Both DevOps and GitOps share automation and self-serviced infrastructure principles but otherwise comparisons are not hugely helpful. These shared principles do, however, make it easier for GitOps workflows to be applied on top of existing DevOps techniques.
GitOps does make it possible to transfer much of what traditional operations do to development but in most cases there is still an important role for operations. GitOps can automate cloud resources but certain elements of the infrastructure such as network configuration or Kubernetes clusters still need to be managed centrally by operations specialists.
Focusing equally on developers and CI/CD, GitOps places itself at the centre of the evolution of the Dev and Ops relationship.
DevOps supports a wider range of application models than GitOps does but if the modern environment is moving irrevocably towards containers and Kubernetes as the default orchestrator technology, as it appears to be, DevOps versatility becomes less important.

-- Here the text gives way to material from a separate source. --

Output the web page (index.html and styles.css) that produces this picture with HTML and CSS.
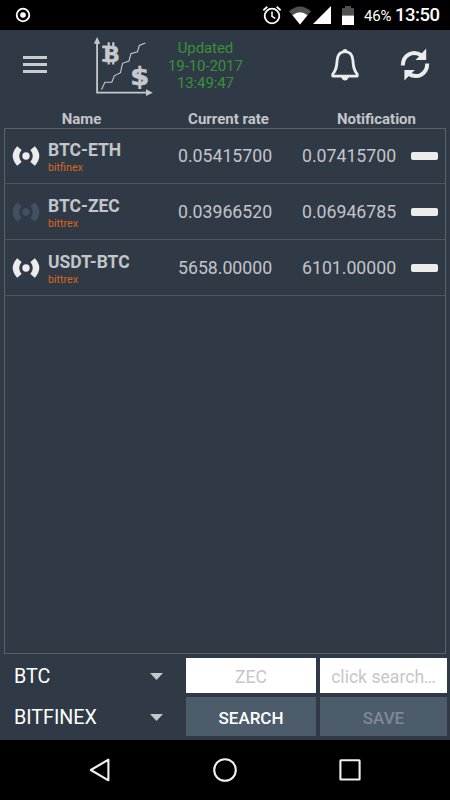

DevOps can be adapted to a containerised environment but orchestration standards are not always compatible with the quickly expanding K8s ecosystem.
DevOps and GitOps are not mutually incompatible and have many common goals. But with their application and infrastructure frameworks diverging, GitOps and Kubernetes seem set to dominate a cloud native and Kubernetes world. DevOps may well begin to fade into the background in coming years with GitOps in the ascendancy as the dominant approach to development pipelines.